Dammit, the need to give this record five stars never would have come to me and turned into such a pressing desire had I not received a perfectly beautiful vinyl copy of this great lost gem from mine very own halcyon high school daze what with the Anthrax shirts, the Slayer logo drawn on my arm, much more threatening than the Ozzy fingers of middle school, the cassettes, cassettes and more cassettes: everything from King Diamond to Napalm Death to Obituary and to then all time favorites Overkill and their scorching, burning _Years of Decay_. I think I wrote somewhere else about the coming of the force that was Glenn Danzig into my life, and yea verily, unquestionably it was a force that still reverberates all through me to the extent that now, after twenty-some years of listening to all these supposedly silly albums I find that I'm as transfixed and enraptured every bit as much as I was in high school or right thereafter.
Glub Glub Glub goes this album, first song on first side and there's wind and some thunder, there's some scary effects and there's Glenn coming in with some sort of incantation, a Satanic brain damaged Milton invoking the muse of himself and the devil, great beast, whatever, "Beyond race, beyond religion, beyond human's fears, I AM THE END!" Oh, if only Walt Whitman would've thought of that one, we could have had some really lovely visuals of swarthy young men dancing widdershins 'neath the blood moon as the civil war rages on around them. This record is something like that: a legitimate thing, an object that contains something so sick and down there, down a spiral stair, at the bottom in a rock walled tomb, and even lower where the soil itself is accursed and the smell of mulch and wormkind ever works its way in hot hellish wafts up to the nose. There is death in these grooves, and not a pretty clean killing sort of death (though there's plenty of killing) but more a rotting corpse at the bottom of a forgotten stair in a crumbling castle form of death.

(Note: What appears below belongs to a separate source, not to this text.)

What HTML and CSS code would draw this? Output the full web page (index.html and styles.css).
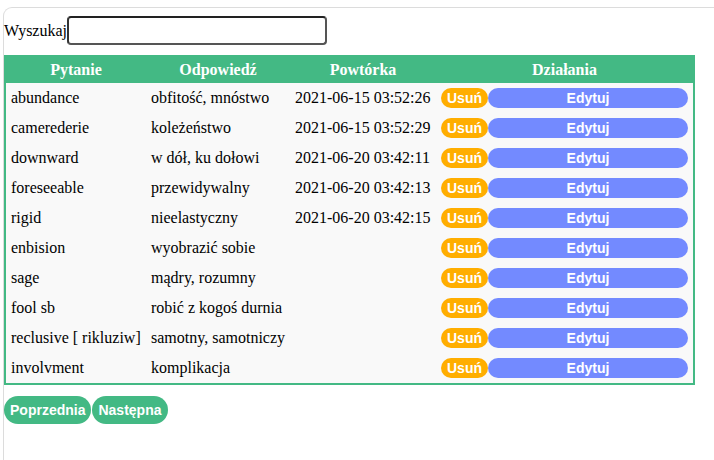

Side One is a good slab of weird Danzig-y post punk, produced in a tin can filled with amylnitrate and formaldehyde or something, but still managing to have a nice attack, a good kick here and there, some rock out parts to go along with the goblin shouted choruses that are very similar but more demonic than the choruses on Misfits songs. It is a good time, side one of Initium, but the best stuff is definitely saved for the second side, especially the last three songs.
The Shift and The Howl are both longer than most of the tracks that have come already, but thematically both seem to be about werewolves or demons of some sort and turning into a monster. Not a subject that Glenn ever shied away from during the late seventies and early eighties. I always like "The Shift" better because of the really lovely drum beat and the way it puts a nice trance over the listener and turns into a very visual song, definitely check it out if you're into that sort of thing. "The Howl" is much more frantic and characteristic of an "average Samhain song" (whatever that might be) but in all it's talk of human slaughterhouses and hearing howls, I'm not quite sure if Glenn is the killer or the victim of the murderhouse where we find ourselves, again I wish his words could really convey what he sees just a little more, though really they do better than anyone has a right to expect.
"I am not your son of God The prince of light will show no fear Mine is that which rules this world The beast is come, I am the end
Archangel Archangel" --"Archangel"
Here we have Glenn worshiping the devil, shaking his fist at God and trying to open the seven seals to let demons come forth and take over the land as he was sent to do by God (the same one he's not the son of) but the fucking brood can't quite pull it off, I think, or maybe he pulls it off single-handedly after making all the members of the brood a nice warm home in the pits of hell. No matter, what does matter is that there's this really beautiful guitar on it that Glenn himself is playing, and there's these neat little breathy "wooo" things going on and that drum beat is definitely made for all the little demons to dance to. You know they need to dance and so did Glenn. At around five minutes, it's the longest Samhain song ever and a damn good one, so good in fact I'm going to go listen to it again.